Some STIs can be passed on through bodily contact alone. It is unlikely that you will catch, or pass on, HIV unless you both had cuts on your body that made contact with one another. There is, however, the possibility of transmitting Hepatitis B and Hepatitis C through physical contact. If you are worried that you might have been exposed to an STI by touching your partner intimately, you can choose Better2Know’s Early Detection Screen. This will test for STIs just 10 days after the incident you are concerned about.

One of the most common STIs transmitted through skin-to-skin contact is the Herpes Simplex Virus (HSV). Herpes has two types: type one is usually found around the mouth, while type two is commonly found around the groin. Syphilis can also be passed on by touch if your partner has an open Syphilis sore, or Chancre.

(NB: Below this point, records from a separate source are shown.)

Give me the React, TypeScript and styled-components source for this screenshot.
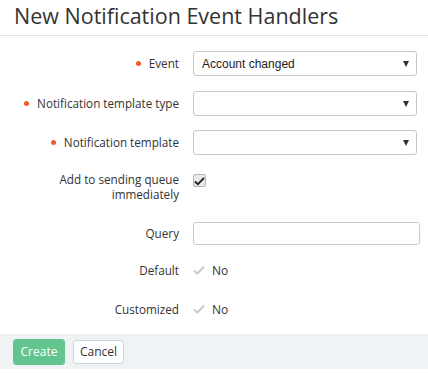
import React from 'react'
import styled, { createGlobalStyle } from 'styled-components';

const GlobalStyle = createGlobalStyle`
    body {
        margin: 0;
        background: #fff;
        font-family: 'Open Sans', 'Liberation Sans', sans-serif;
        color: #333;
    }
`;

const Page = styled.div`
    width: 428px;
    height: 375px;
    display: flex;
    flex-direction: column;
    overflow: hidden;
`;

const Header = styled.div`
    height: 35px;
    border-bottom: 1px solid #dde3ea;
    padding: 0 14px;
    display: flex;
    align-items: center;
`;

const Title = styled.h1`
    margin: 0;
    font-size: 21.5px;
    font-weight: 400;
    color: #333;
    line-height: 30px;
    margin-top: -4px;
`;

const Form = styled.div`
    display: flex;
    flex-direction: column;
    padding-top: 15px;
    flex: 1;
`;

const Row = styled.div<{ $h: number; $mb: number; $top?: boolean }>`
    display: grid;
    grid-template-columns: 179px 1fr;
    column-gap: 14px;
    align-items: ${p => (p.$top ? 'start' : 'center')};
    height: ${p => p.$h}px;
    margin-bottom: ${p => p.$mb}px;
`;

const Label = styled.div<{ $required?: boolean }>`
    text-align: right;
    font-size: 11.7px;
    line-height: 15px;
    color: #333;

    ${p => p.$required && `
        &::before {
            content: '';
            display: inline-block;
            width: 5px;
            height: 5px;
            border-radius: 50%;
            background: #ef5b2a;
            margin-right: 8px;
            vertical-align: 2px;
        }
    `}
`;

const SelectBox = styled.div`
    width: 224px;
    height: 25px;
    box-sizing: border-box;
    border: 1px solid #c4c9ce;
    border-radius: 3px;
    display: flex;
    align-items: center;
    justify-content: space-between;
    padding: 0 7px 0 8px;
    font-family: 'Liberation Sans', Arial, sans-serif;
    font-size: 12px;
    color: #222;
`;

const Arrow = styled.span`
    width: 0;
    height: 0;
    border-left: 3px solid transparent;
    border-right: 3px solid transparent;
    border-top: 6px solid #333;
`;

const TextInput = styled.div`
    width: 227px;
    height: 23px;
    box-sizing: border-box;
    border: 1px solid #c4c9ce;
    border-radius: 3px;
`;

const CheckBox = styled.div`
    width: 11px;
    height: 11px;
    margin-top: 2px;
    border: 1px solid #b5b5b5;
    border-radius: 2px;
    background: #eaeaea;
    display: flex;
    align-items: center;
    justify-content: center;
`;

const Value = styled.div`
    display: flex;
    align-items: center;
    gap: 7px;
    font-size: 12px;
    color: #333;
`;

const Footer = styled.div`
    height: 35px;
    background: #f0f3f6;
    display: flex;
    align-items: center;
    gap: 8px;
    padding: 0 13px;
    margin-bottom: 6px;
`;

const Button = styled.button<{ $primary?: boolean }>`
    height: ${p => (p.$primary ? 26 : 24)}px;
    width: ${p => (p.$primary ? 52 : 51)}px;
    padding: 0;
    border-radius: 3px;
    font-family: 'Open Sans', 'Liberation Sans', sans-serif;
    font-size: 12px;
    border: 1px solid ${p => (p.$primary ? '#62c48f' : '#cfd4d9')};
    background: ${p => (p.$primary ? '#62c48f' : '#fff')};
    color: ${p => (p.$primary ? '#fff' : '#333')};
`;

function Tick({ color }: { color: string }) {
    return (
        <svg width="12" height="10" viewBox="0 0 12 10">
            <path d="M1 5.5 L4.3 8.5 L11 1.5" fill="none" stroke={color} strokeWidth="2" />
        </svg>
    );
}

function App() {
    return (
        <Page>
            <GlobalStyle />
            <Header>
                <Title>New Notification Event Handlers</Title>
            </Header>
            <Form>
                <Row $h={25} $mb={15}>
                    <Label $required>Event</Label>
                    <SelectBox>
                        <span>Account changed</span>
                        <Arrow />
                    </SelectBox>
                </Row>
                <Row $h={25} $mb={14}>
                    <Label $required>Notification template type</Label>
                    <SelectBox>
                        <span />
                        <Arrow />
                    </SelectBox>
                </Row>
                <Row $h={25} $mb={17}>
                    <Label $required>Notification template</Label>
                    <SelectBox>
                        <span />
                        <Arrow />
                    </SelectBox>
                </Row>
                <Row $h={33} $mb={17} $top>
                    <Label>Add to sending queue immediately</Label>
                    <CheckBox>
                        <Tick color="#222" />
                    </CheckBox>
                </Row>
                <Row $h={23} $mb={14}>
                    <Label>Query</Label>
                    <TextInput />
                </Row>
                <Row $h={22} $mb={17}>
                    <Label>Default</Label>
                    <Value>
                        <Tick color="#c5cbd1" />
                        <span>No</span>
                    </Value>
                </Row>
                <Row $h={22} $mb={0}>
                    <Label>Customized</Label>
                    <Value>
                        <Tick color="#c5cbd1" />
                        <span>No</span>
                    </Value>
                </Row>
            </Form>
            <Footer>
                <Button $primary>Create</Button>
                <Button>Cancel</Button>
            </Footer>
        </Page>
    );
}

export default App;
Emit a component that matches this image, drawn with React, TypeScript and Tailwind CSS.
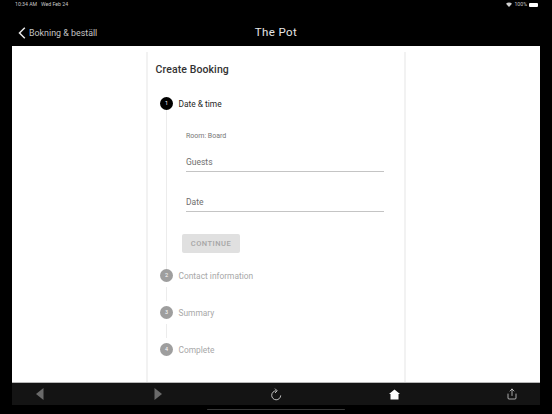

I have suffered a needle stick injury

Needle stick injuries are most common in the healthcare profession. They can also be common amongst social carers and legal staff who work with patients in a health or social care environment.

If you are unfortunate enough to suffer a needle stick injury, you should seek to access PEP (Post Exposure Prophylaxis) within 72 hours of the incident. This can reduce your chances of contracting HIV, if indeed you have encountered HIV infected blood. With needle stick injuries, the most common concern is blood borne STIs such as HIV, Hepatitis B, Hepatitis C and, less frequently, Syphilis.

I have just found out I am pregnant: What should I do now?

If you find out you are pregnant and have not had any STI tests, it is important that you get yourself tested now. Though many infections often have no symptoms, they can still affect your pregnancy, potentially causing harm to your unborn child. Infections such as Chlamydia, Gonorrhoea, Hepatitis B, HIV, Syphilis, Herpes and HPV can all be passed from mother to child and some of these infections – along with Mycoplasma, Ureaplasma and Gardnerella – can lead to an early rupture of the membranes and pre-term birth. In the case of HIV, with the proper treatment you can minimise the chances of passing this potentially life-threatening illness on to your child, so get tested right away. Better2Know would suggest that you get a Full Screen or Platinum Screen to be sure you are being tested for all likely STIs. Also think about the HPV test, as this too can be passed on from mother to child and can lead to several types of cancers if left untreated.

I want to have a baby / I have been asked to donate sperm

Before you consider having a baby, it is important to be certain that you are not carrying any sexually transmitted infections. Infections can be passed on to your baby before he or she is born, and can also make it more difficult for you to get pregnant. If you are considering donating sperm, you should also get tested to ensure you do not pass any infection on to the mother. /p>

Both men and women should have a Full STD Screen – and be tested for HPV and Herpes – before planning any pregnancy. These tests will detect the most common STIs, and after appropriate treatment you can start trying to have a baby. Testing for HIV is particularly important. Left untreated, an HIV infection can lead to serious health complications and even death. It is also important to test for HIV before getting pregnant as, with the right treatment, the chances of transmitting the infection to your baby can be minimised.